Ahí va, entonces, quien es el mejor representante del ejército de la impurezas. Los abogados defensores, desde sus casas, se reproducen, noche a noche, de manera geométrica. Están unidos en una causa: sentados en el sillón descansan el chico que todavía quiere pero no podrá, el joven que lo intentó y no llegó, el que solo lo hizo para divertirse y el talento entrado en años que supo ser pero ya es demasiado tarde. Todos, a miles de kilómetros de distancia, aprietan los dientes, cierran el puño y enfocan pupilas en la pantalla. Luchan por un mismo cometido: ver si finalmente Jokic puede concluir su proeza interminable. Detectar si con su básquetbol cansado, de gota gorda, puede salirse con la suya. Si el cerebro fino puede contra los músculos tensos. Si esta idea bella en su concepción puede transformarse en realidad concreta. Si la poesía puede derrotar al álgebra. Si este impostor traído de otro mundo, de otra época, de otro espacio, puede edificar algo distinto de verdad.

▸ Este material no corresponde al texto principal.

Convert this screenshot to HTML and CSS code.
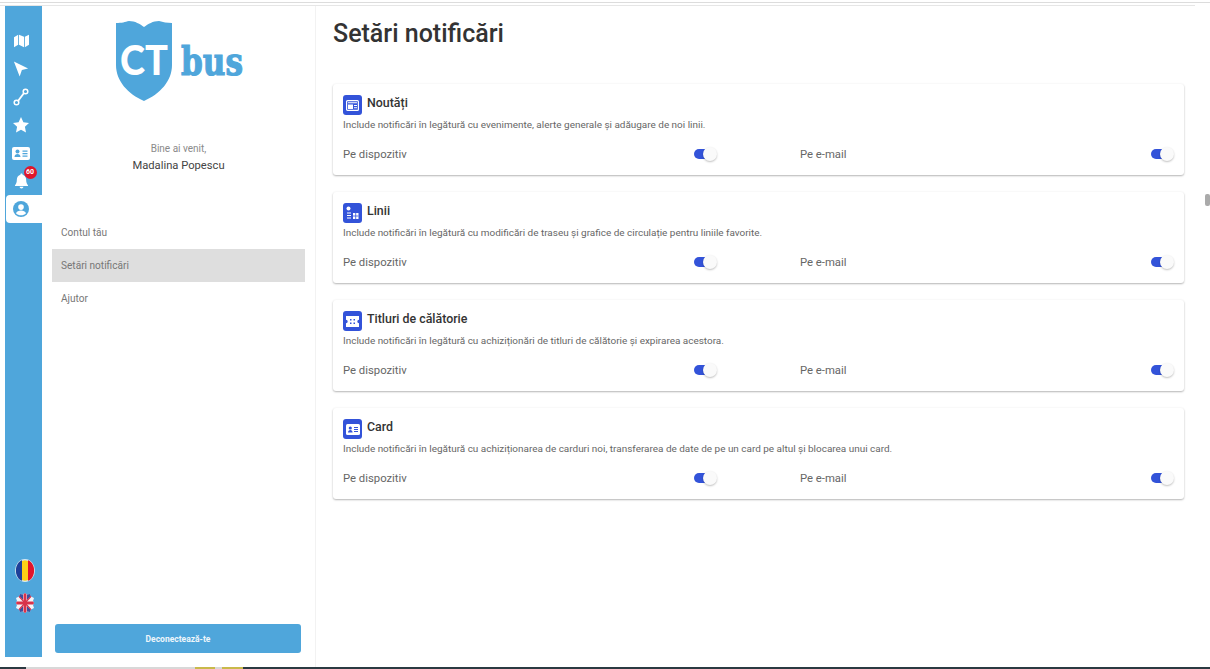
FILE: index.html
```html
<!DOCTYPE html>
<html lang="ro">
<head>
    <meta charset="UTF-8">
    <meta name="viewport" content="width=device-width, initial-scale=1.0">
    <title>Setări notificări | CT bus</title>
    <link rel="stylesheet" href="styles.css">
</head>
<body>
    <div class="top-lines"></div>
    <div class="shell">
        <nav class="rail">
            <a class="rail-item">
                <svg width="15" height="14" viewBox="0 0 18 15"><path fill="#fff" d="M0 3l5-3v12l-5 3zM6 0l6 2.500v12.500l-6-3zM13 2.500l5-2.500v12l-5 3z"/></svg>
            </a>
            <a class="rail-item">
                <svg width="16" height="18" viewBox="0 0 18 19"><path fill="#fff" d="M1 1l16 8-7 1.500-2.500 7.500z"/></svg>
            </a>
            <a class="rail-item">
                <svg width="16" height="18" viewBox="0 0 16 18"><path fill="none" stroke="#fff" stroke-width="1.800" d="M5 13L11 5"/><circle cx="3.500" cy="14.500" r="2.300" fill="none" stroke="#fff" stroke-width="1.500"/><circle cx="12.500" cy="3.500" r="2.300" fill="none" stroke="#fff" stroke-width="1.500"/></svg>
            </a>
            <a class="rail-item">
                <svg width="16" height="16" viewBox="0 0 16 16"><path fill="#fff" d="M8 0l2.400 5.200 5.600.7-4.100 3.900 1.100 5.700L8 12.700l-5 2.800 1.100-5.700L0 5.900l5.600-.7z"/></svg>
            </a>
            <a class="rail-item">
                <svg width="18" height="13" viewBox="0 0 18 13"><rect width="18" height="13" rx="2" fill="#fff"/><circle cx="5.500" cy="4.500" r="2" fill="#4fa6db"/><path fill="#4fa6db" d="M2.500 10c0-2 1.300-3 3-3s3 1 3 3zM10.500 3.500h5v1.300h-5zM10.500 6h5v1.300h-5zM10.500 8.500h5v1.300h-5z"/></svg>
            </a>
            <a class="rail-item">
                <svg width="13" height="16" viewBox="0 0 14 16"><path fill="#fff" d="M7 0c.8 0 1.200.5 1.200 1.200C10.600 1.800 12 3.800 12 6.500c0 3.500.8 4.700 2 6v1H0v-1c1.200-1.300 2-2.500 2-6 0-2.700 1.400-4.700 3.800-5.300C5.800.5 6.200 0 7 0zM5 14.300h4C9 15.300 8.100 16 7 16s-2-.7-2-1.700z"/></svg>
                <span class="badge">60</span>
            </a>
            <a class="rail-item rail-active">
                <svg width="16" height="16" viewBox="0 0 17 17"><circle cx="8.500" cy="8.500" r="8.500" fill="#4fa6db"/><circle cx="8.500" cy="6.500" r="3" fill="#fff"/><path fill="#fff" d="M3.200 13c.8-2 2.800-3 5.300-3s4.500 1 5.300 3c-1.300 1.400-3.200 2.200-5.300 2.200S4.500 14.400 3.200 13z"/></svg>
            </a>
            <div class="flags">
                <svg width="20" height="23" viewBox="0 0 20 22" preserveAspectRatio="none">
                    <ellipse cx="10" cy="11" rx="9.400" ry="10.400" fill="#fcd116" stroke="#d5e8f5" stroke-width="1.200"/>
                    <path fill="#1d3f9a" d="M7 1.100C3.400 2.200.9 6.200.9 11S3.400 19.800 7 20.900z"/>
                    <path fill="#e0142c" d="M13 1.100c3.600 1.100 6.100 5.100 6.100 9.900s-2.500 8.800-6.100 9.900z"/>
                </svg>
                <svg width="18" height="20" viewBox="0 0 18 20">
                    <defs><clipPath id="ukClip"><path d="M9 0l2 1.500L14 1l1 2.500L18 5l-1 3 1 2-1 2 1 3-3 1.500L14 19l-3-.5L9 20l-2-1.500L4 19l-1-2.500L0 15l1-3-1-2 1-2-1-3 3-1.500L4 1l3 .5z"/></clipPath></defs>
                    <g clip-path="url(#ukClip)">
                        <rect width="18" height="20" fill="#f4f4f8"/>
                        <path fill="#3c4f9e" d="M1 1h6v6zM17 1h-6v6zM1 19h6v-6zM17 19h-6v-6z"/>
                        <path stroke="#d8324a" stroke-width="1.200" d="M0 0l18 20M18 0L0 20"/>
                        <path stroke="#d8324a" stroke-width="3" d="M9 0v20M0 10h18"/>
                    </g>
                </svg>
            </div>
        </nav>

        <aside class="sidebar">
            <svg class="logo" width="150" height="82" viewBox="0 0 150 82">
                <path fill="#4fa6db" d="M1 2c6 0 9-1 13-2 6 0 11 3 15 6 4-3 9-6 15-6 4 1 8 2 13 2v42c0 16-12 29-28 36C13 73 1 60 1 44z"/>
                <text class="logo-ct" x="5" y="54" textLength="48" lengthAdjust="spacingAndGlyphs">CT</text>
                <text class="logo-bus" x="66" y="54" textLength="62" lengthAdjust="spacingAndGlyphs">bus</text>
            </svg>
            <p class="welcome">Bine ai venit,</p>
            <p class="user-name">Madalina Popescu</p>
            <ul class="side-menu">
                <li>Contul tău</li>
                <li class="selected">Setări notificări</li>
                <li>Ajutor</li>
            </ul>
            <button class="logout">Deconectează-te</button>
        </aside>

        <main class="content">
            <h1>Setări notificări</h1>

            <section class="card">
                <div class="card-head">
                    <span class="card-icon">
                        <svg width="13" height="11" viewBox="0 0 13 11"><rect x=".6" y=".6" width="11.800" height="9.800" rx="1" fill="none" stroke="#fff" stroke-width="1.200"/><rect x="2" y="4.500" width="5" height="4.500" fill="#fff"/><path fill="#fff" d="M2 2.300h9v1H2zM8 5h3v1H8zM8 7.300h3v1H8z"/></svg>
                    </span>
                    <h2>Noutăți</h2>
                </div>
                <p class="card-desc">Include notificări în legătură cu evenimente, alerte generale și adăugare de noi linii.</p>
                <div class="card-options">
                    <div class="option"><span>Pe dispozitiv</span><span class="toggle"></span></div>
                    <div class="option"><span>Pe e-mail</span><span class="toggle"></span></div>
                </div>
            </section>

            <section class="card">
                <div class="card-head">
                    <span class="card-icon">
                        <svg width="13" height="14" viewBox="0 0 13 14"><circle cx="2.500" cy="2.500" r="2" fill="#fff"/><path fill="none" stroke="#fff" d="M1 7h4M1 9.500h4M1 12h4"/><rect x="7" y="7" width="5.500" height="6" fill="#fff"/><path stroke="#3353d9" stroke-width=".8" d="M7 10h5.500M9.700 7v6"/></svg>
                    </span>
                    <h2>Linii</h2>
                </div>
                <p class="card-desc">Include notificări în legătură cu modificări de traseu și grafice de circulație pentru liniile favorite.</p>
                <div class="card-options">
                    <div class="option"><span>Pe dispozitiv</span><span class="toggle"></span></div>
                    <div class="option"><span>Pe e-mail</span><span class="toggle"></span></div>
                </div>
            </section>

            <section class="card">
                <div class="card-head">
                    <span class="card-icon">
                        <svg width="13" height="11" viewBox="0 0 13 11"><path fill="#fff" d="M0 0h13v3.800a1.700 1.700 0 0 0 0 3.400V11H0V7.200a1.700 1.700 0 0 0 0-3.400z"/><path fill="#3353d9" d="M4 3h1.500v1.500H4zM7.500 3H9v1.500H7.500zM4 6.500h1.500V8H4zM7.500 6.500H9V8H7.500z"/></svg>
                    </span>
                    <h2>Titluri de călătorie</h2>
                </div>
                <p class="card-desc">Include notificări în legătură cu achiziționări de titluri de călătorie și expirarea acestora.</p>
                <div class="card-options">
                    <div class="option"><span>Pe dispozitiv</span><span class="toggle"></span></div>
                    <div class="option"><span>Pe e-mail</span><span class="toggle"></span></div>
                </div>
            </section>

            <section class="card">
                <div class="card-head">
                    <span class="card-icon">
                        <svg width="14" height="11" viewBox="0 0 14 11"><rect width="14" height="11" rx="1.500" fill="#fff"/><circle cx="4.300" cy="4" r="1.600" fill="#3353d9"/><path fill="#3353d9" d="M2 8.500c0-1.600 1-2.500 2.300-2.500s2.300.9 2.300 2.500zM8 3h4v1H8zM8 5h4v1H8zM8 7h4v1H8z"/></svg>
                    </span>
                    <h2>Card</h2>
                </div>
                <p class="card-desc">Include notificări în legătură cu achiziționarea de carduri noi, transferarea de date de pe un card pe altul și blocarea unui card.</p>
                <div class="card-options">
                    <div class="option"><span>Pe dispozitiv</span><span class="toggle"></span></div>
                    <div class="option"><span>Pe e-mail</span><span class="toggle"></span></div>
                </div>
            </section>

            <div class="scroll-thumb"></div>
        </main>
    </div>
    <div class="taskbar">
        <span class="task-dark"></span>
        <span class="task-light"></span>
        <span class="task-yellow"></span>
        <span class="task-gap"></span>
        <span class="task-yellow task-yellow-2"></span>
    </div>
</body>
</html>
```

FILE: styles.css
```css
* {
    box-sizing: border-box;
}
html, body {
    height: 100%;
}
body {
    margin: 0;
    height: 669px;
    overflow: hidden;
    display: flex;
    flex-direction: column;
    background: #fff;
    font-family: Roboto, "Liberation Sans", sans-serif;
    color: #444;
}

/* lines at the very top */
.top-lines {
    height: 6px;
    padding-top: 2px;
    border-bottom: 1px solid #e6e6e6;
    margin-right: 15px;
    position: relative;
    flex: none;
}
.top-lines::before {
    content: "";
    position: absolute;
    top: 2px;
    left: 0;
    width: 1210px;
    height: 1px;
    background: #dcdcdc;
}

.shell {
    flex: 1;
    display: flex;
    min-height: 0;
}

/* blue icon rail */
.rail {
    width: 37px;
    margin-left: 5px;
    margin-bottom: 10px;
    padding-top: 21px;
    display: flex;
    flex-direction: column;
    background: #4fa6db;
    flex: none;
}
.rail-item {
    height: 28px;
    padding-right: 5px;
    display: flex;
    align-items: center;
    justify-content: center;
    position: relative;
    flex: none;
}
.rail-active {
    margin-left: 1px;
    padding-right: 6px;
    background: #fff;
    border-radius: 4px 0 0 4px;
}
.badge {
    position: absolute;
    top: -1px;
    left: 18.500px;
    width: 13px;
    height: 13px;
    border-radius: 50%;
    background: #e0162b;
    color: #fff;
    font-size: 7px;
    font-weight: 700;
    line-height: 13px;
    text-align: center;
}
.flags {
    margin-top: auto;
    padding: 0 0 44px 2px;
    display: flex;
    flex-direction: column;
    align-items: center;
    gap: 11px;
}

/* sidebar */
.sidebar {
    width: 274px;
    padding: 15px 10px 14px;
    border-right: 1px solid #f2f2f2;
    display: flex;
    flex-direction: column;
    align-items: center;
    flex: none;
}
.logo {
    align-self: flex-start;
    margin-left: 63px;
    flex: none;
}
.logo-ct {
    font-family: Lato, "Open Sans", sans-serif;
    font-size: 41px;
    font-weight: 900;
    fill: #fff;
}
.logo-bus {
    font-family: "DejaVu Serif", serif;
    font-size: 39px;
    font-weight: 700;
    fill: #4fa6db;
    stroke: #4fa6db;
    stroke-width: 1.2px;
}
.welcome {
    margin: 39px 0 0;
    font-size: 10px;
    line-height: 13px;
    color: #8a8a8a;
}
.user-name {
    margin: 3px 0 0;
    font-size: 11.200px;
    line-height: 16px;
    color: #444;
}
.side-menu {
    width: 100%;
    margin: 42px 0 0;
    padding: 0;
    list-style: none;
}
.side-menu li {
    height: 33px;
    padding-left: 9px;
    font-size: 10.100px;
    line-height: 33px;
    color: #777;
}
.side-menu .selected {
    background: #dedede;
}
.logout {
    width: 246px;
    height: 29px;
    margin-top: auto;
    align-self: flex-start;
    margin-left: 3px;
    border: none;
    border-radius: 3px;
    background: #4fa6db;
    color: #eef6fb;
    font-family: inherit;
    font-size: 8.500px;
    font-weight: 700;
}

/* main area */
.content {
    flex: 1;
    padding: 0 26px 0 17px;
    position: relative;
    min-width: 0;
}
h1 {
    margin: 11px 0 33px;
    font-size: 25px;
    line-height: 34px;
    font-weight: 500;
    color: #333;
}
.card {
    height: 91px;
    margin-bottom: 17px;
    padding: 11px 10px 0;
    border-radius: 3px;
    background: #fff;
    box-shadow: 0 1px 2px rgba(0, 0, 0, 0.28), 0 0 3px rgba(0, 0, 0, 0.04);
}
.card-head {
    display: flex;
    align-items: flex-start;
    gap: 5px;
}
.card-icon {
    width: 19px;
    height: 20px;
    border-radius: 3px;
    background: #3353d9;
    display: flex;
    align-items: center;
    justify-content: center;
    flex: none;
}
h2 {
    margin: 0;
    font-size: 12.400px;
    line-height: 16px;
    font-weight: 500;
    color: #333;
}
.card-desc {
    margin: 3px 0 0;
    font-size: 9.950px;
    line-height: 13px;
    color: #666;
}
.card-options {
    margin-top: 16px;
    display: grid;
    grid-template-columns: 375px 375px;
    gap: 82px;
    font-size: 11.300px;
    line-height: 16px;
    color: #666;
}
.option {
    display: flex;
    align-items: center;
    justify-content: space-between;
}
.toggle {
    width: 24px;
    height: 14px;
    margin-bottom: 2px;
    position: relative;
}
.toggle::before {
    content: "";
    position: absolute;
    top: 2px;
    left: 0;
    width: 18px;
    height: 10px;
    border-radius: 5px;
    background: #3353d9;
}
.toggle::after {
    content: "";
    position: absolute;
    top: 0;
    right: 1px;
    width: 14px;
    height: 14px;
    border-radius: 50%;
    background: #fafafa;
    box-shadow: 0 1px 2px rgba(0, 0, 0, 0.25);
}
.scroll-thumb {
    position: absolute;
    top: 188px;
    right: 0;
    width: 5px;
    height: 12px;
    border-radius: 2px;
    background: #aaa;
}

/* strip of the window below the page */
.taskbar {
    height: 2px;
    display: flex;
    background: #2b3a42;
    flex: none;
}
.task-dark {
    width: 26px;
}
.task-light {
    width: 169px;
    background: #d8d8d8;
}
.task-yellow {
    width: 20px;
    background: #c9b94a;
}
.task-gap {
    width: 7px;
    background: #d8d8d8;
}
.task-yellow-2 {
    width: 21px;
}
```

Jokic es, en definitiva, un bohemio deportivo que se comporta como tal. Que juega como dice y dice como juega. El crack sentado a la orilla con las zapatillas acordonadas al cuello a la espera de que alguien lo descubra, como ocurrió a sus 17 años cuando lo hallaron, casi por casualidad, en el pequeño club Vojvodina en Novi Sad. El jugador multiposición, el velocímetro que desciende para hacer la diferencia, los ojos bien abiertos para encontrar ventajas.

"Vísteme despacio que estoy apurado". Con Jokic, los defectos dejan de serlo para transformarse en ventajas.

Y esto, por supuesto, es una cualidad solo para elegidos.